Provide test year, qualifying period, retest year, and extended qualifying period rules similar to the rules provided in Treas. Reg. §§ 1.263A-2(b)(4) and -3(d)(4) for using the historic absorption ratio

Under both the existing/proposed IRS IPIC LIFO pooling regulations, any LIFO pool with a year end inventory balance that is less than 5% of the current-year cost (grand total year end inventory balance) may be rolled up in one of the following manners:

  1. If the sum of each of the LIFO pools with inventory balances totaling less than 5% of the current-year cost is 5% or more of the current-year cost, create a standalone “Miscellaneous pool” containing the balances of all LIFO pools with year end inventory balances that are less than 5% of the current-year cost.
  2. If the sum of each of the LIFO pools with inventory balances totaling less than 5% of the current-year cost is less than 5% of the current-year cost:
    1. Create a standalone Miscellaneous pool containing the balances of all LIFO pools with year end inventory balances that are less than 5% of the current-year cost OR
    2. Combine the sum of the LIFO pools with inventory balances totaling less than 5% of the current-year cost with the largest LIFO pool in terms of dollars

Furthermore, the IRS requires users of the 5-percent rule to perform a “5-percent test” every two years to determine if their current inventory mix satisfies the requirements for establishing IPIC LIFO pools.
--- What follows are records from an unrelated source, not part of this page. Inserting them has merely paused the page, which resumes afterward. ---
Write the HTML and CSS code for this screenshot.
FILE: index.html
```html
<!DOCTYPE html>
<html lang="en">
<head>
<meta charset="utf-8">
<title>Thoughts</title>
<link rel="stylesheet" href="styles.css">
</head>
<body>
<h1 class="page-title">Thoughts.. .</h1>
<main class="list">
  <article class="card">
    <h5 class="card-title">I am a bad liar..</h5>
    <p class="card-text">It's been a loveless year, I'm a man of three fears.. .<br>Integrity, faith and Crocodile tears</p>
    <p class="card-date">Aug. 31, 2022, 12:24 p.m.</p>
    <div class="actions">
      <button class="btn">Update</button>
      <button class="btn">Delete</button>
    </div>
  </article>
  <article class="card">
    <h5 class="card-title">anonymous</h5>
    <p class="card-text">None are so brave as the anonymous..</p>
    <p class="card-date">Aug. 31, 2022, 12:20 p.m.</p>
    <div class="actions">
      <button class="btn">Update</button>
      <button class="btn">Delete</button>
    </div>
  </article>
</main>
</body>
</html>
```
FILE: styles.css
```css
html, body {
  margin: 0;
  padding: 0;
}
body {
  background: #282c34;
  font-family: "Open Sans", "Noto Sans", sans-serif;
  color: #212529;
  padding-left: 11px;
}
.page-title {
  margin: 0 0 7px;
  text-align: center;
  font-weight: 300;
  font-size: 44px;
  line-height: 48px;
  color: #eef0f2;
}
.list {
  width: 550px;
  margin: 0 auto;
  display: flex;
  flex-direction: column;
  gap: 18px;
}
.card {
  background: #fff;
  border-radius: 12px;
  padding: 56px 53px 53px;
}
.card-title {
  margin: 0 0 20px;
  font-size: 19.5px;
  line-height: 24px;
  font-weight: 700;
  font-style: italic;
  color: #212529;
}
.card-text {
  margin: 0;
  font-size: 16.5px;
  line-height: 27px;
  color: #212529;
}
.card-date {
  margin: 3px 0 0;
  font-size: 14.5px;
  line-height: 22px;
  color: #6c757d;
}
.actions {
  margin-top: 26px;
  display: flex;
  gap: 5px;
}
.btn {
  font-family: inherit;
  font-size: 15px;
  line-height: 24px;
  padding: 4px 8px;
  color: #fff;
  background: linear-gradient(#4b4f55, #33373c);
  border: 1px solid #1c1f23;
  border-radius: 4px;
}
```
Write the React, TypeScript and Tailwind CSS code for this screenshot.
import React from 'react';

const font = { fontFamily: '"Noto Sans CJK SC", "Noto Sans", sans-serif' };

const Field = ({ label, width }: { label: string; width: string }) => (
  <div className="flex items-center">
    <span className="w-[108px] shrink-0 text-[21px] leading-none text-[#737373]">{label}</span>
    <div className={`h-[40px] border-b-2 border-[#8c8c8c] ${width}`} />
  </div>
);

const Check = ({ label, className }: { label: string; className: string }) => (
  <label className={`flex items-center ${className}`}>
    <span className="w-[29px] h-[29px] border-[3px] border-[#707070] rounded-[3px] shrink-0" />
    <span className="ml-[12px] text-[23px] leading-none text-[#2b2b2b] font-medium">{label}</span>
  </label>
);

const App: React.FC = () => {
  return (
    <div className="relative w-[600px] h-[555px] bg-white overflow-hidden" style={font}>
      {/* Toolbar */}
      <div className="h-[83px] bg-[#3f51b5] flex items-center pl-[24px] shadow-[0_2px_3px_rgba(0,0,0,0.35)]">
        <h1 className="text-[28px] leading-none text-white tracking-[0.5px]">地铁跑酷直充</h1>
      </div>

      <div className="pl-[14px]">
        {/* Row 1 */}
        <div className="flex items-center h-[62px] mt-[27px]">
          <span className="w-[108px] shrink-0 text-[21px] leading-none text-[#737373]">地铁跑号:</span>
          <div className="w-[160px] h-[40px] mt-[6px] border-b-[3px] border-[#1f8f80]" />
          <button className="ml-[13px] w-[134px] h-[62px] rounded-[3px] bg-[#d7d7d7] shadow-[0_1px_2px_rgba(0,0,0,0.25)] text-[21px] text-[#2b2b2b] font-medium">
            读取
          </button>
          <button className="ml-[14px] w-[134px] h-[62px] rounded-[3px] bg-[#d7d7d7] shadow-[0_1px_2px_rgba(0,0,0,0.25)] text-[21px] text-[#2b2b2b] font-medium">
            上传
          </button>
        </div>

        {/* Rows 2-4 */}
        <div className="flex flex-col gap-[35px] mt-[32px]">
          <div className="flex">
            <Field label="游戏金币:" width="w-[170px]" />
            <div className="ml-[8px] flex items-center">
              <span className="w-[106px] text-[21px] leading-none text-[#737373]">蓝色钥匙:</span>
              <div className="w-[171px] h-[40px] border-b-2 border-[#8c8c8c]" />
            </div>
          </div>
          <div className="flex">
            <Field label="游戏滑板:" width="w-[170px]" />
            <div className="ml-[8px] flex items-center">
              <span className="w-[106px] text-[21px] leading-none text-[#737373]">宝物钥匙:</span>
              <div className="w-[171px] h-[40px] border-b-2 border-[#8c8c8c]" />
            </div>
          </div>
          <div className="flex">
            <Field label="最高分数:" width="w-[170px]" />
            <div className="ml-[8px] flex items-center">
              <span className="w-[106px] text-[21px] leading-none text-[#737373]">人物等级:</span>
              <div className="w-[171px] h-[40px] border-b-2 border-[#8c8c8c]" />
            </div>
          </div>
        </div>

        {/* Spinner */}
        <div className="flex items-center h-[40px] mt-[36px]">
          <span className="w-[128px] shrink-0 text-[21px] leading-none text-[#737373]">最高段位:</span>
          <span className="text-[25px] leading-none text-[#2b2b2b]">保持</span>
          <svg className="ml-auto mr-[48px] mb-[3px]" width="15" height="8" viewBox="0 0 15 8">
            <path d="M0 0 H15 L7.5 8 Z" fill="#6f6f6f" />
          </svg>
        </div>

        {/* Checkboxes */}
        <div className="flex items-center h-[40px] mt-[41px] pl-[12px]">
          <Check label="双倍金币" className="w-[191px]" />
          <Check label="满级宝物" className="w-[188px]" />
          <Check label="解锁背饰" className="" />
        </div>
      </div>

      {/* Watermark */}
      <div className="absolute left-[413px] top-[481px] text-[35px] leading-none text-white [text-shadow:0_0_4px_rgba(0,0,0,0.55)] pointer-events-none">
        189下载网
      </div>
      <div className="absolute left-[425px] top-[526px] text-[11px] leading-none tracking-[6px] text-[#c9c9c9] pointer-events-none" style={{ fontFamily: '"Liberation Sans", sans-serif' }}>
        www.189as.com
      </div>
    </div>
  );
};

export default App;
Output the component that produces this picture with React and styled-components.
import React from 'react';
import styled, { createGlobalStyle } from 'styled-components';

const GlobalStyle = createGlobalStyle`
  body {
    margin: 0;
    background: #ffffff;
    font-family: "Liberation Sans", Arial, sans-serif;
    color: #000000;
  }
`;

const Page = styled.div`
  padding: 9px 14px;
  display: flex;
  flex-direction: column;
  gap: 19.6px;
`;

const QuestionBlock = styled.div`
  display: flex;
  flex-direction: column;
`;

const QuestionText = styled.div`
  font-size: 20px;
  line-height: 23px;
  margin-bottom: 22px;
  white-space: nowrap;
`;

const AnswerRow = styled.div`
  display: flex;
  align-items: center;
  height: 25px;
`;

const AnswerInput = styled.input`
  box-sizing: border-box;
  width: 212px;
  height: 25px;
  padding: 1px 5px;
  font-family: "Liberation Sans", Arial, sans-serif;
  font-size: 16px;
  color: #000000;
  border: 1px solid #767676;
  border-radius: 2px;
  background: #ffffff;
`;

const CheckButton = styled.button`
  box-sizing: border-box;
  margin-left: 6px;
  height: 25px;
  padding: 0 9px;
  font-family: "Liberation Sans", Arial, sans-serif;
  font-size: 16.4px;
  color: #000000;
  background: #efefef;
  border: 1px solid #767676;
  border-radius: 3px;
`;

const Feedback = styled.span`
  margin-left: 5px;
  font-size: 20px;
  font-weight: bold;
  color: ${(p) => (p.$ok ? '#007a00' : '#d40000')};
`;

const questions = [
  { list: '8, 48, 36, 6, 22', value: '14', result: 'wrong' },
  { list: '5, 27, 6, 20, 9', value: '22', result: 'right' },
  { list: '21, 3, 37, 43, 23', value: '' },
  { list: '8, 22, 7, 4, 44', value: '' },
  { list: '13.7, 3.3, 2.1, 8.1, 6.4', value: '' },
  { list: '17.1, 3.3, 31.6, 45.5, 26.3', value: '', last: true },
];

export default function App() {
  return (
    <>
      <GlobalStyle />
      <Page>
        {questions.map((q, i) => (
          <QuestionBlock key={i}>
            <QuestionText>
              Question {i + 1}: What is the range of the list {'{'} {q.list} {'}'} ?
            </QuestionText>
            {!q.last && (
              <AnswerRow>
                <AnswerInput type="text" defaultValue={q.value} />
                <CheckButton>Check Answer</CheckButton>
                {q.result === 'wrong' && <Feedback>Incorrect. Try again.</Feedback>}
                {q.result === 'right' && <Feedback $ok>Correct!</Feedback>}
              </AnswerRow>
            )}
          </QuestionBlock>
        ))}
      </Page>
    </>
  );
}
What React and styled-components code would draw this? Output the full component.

Although the form of both the existing/proposed IRS regulation makes it appear that the 5-percent test must be performed every three years (“redetermined every third taxable year”), many have considered the requirement to imply that taxpayers must actually perform this test every two years.

What the AICPA has recommended is that the IRS change the 5-percent retest rules in a similar manner as the historic absorption ratio test rules are worded, and essentially change the 5-percent testing requirement from two years to three years. This would again to appear to be more reasonable than the existing/proposed IRS regulations because the ultimate intent behind allowing taxpayers to use the IPIC method was to simplify LIFO calculations. In their current format, the requirement for IPIC LIFO method taxpayers to perform the 5-percent test every two years creates an additional unduly burdensome rule.

Provide an exception from the requirement to change pools as a result of the application of the 5-percent rules

Under the existing/proposed IRS regulation, the 5-percent test requires taxpayers to either eliminate/establish a pool if it falls above/below the 5-percent threshold described above. To further illustrate this concept, we’ll again use the example of a company called ABC Packaging Co. The combined total of their LIFO pools with inventory balances that totaled less than 5% of the current-year cost was 4.4%, and they subsequently elected to combine the sum of the LIFO pools with inventory balances totaling less than 5% of current-year cost with its largest LIFO pool in 2015. Pursuant to IRS Regs. ABC Pkg. performed the 5-percent test for their 2017 y/e to redetermine if the same LIFO pools currently existed that were created in 2015. Based on comparing the year end inventory balances for each of their pools based on the BLS major commodity groups, it was discovered that the sum of each of their LIFO pools with inventory balances totaling less than 5% of their current-year cost now equaled 5.1%. Based on the existing/proposed IRS Regs., ABC Pkg. would be required to perform a “repooling” and perform the following steps:

  1. Remove the inventory balances of the LIFO pools with year end inventory balances that totaled less than 5% of the current-year cost from its largest LIFO pool
  2. Create a new standalone Miscellaneous < 5% pool containing the balances of all LIFO pools with year end inventory balances that are less than 5% of the current-year cost

What the AICPA has recommended for the IRS to change is to allow for the “rounding down” and “rounding up” principles to be allowed during retesting the 5-percent rule in order to reduce the frequency of repoolings from occurring by allowing the five percent rule to be considered to apply within a range of 4.5 – 5.5% rather than exactly 5%. The AICPA proposed change would prevent repoolings from occurring due to a change within half of a percent below or above 5% of the current-year cost, and would largely alleviate the administrative burden associated with retesting the IPIC Pooling 5-percent rules.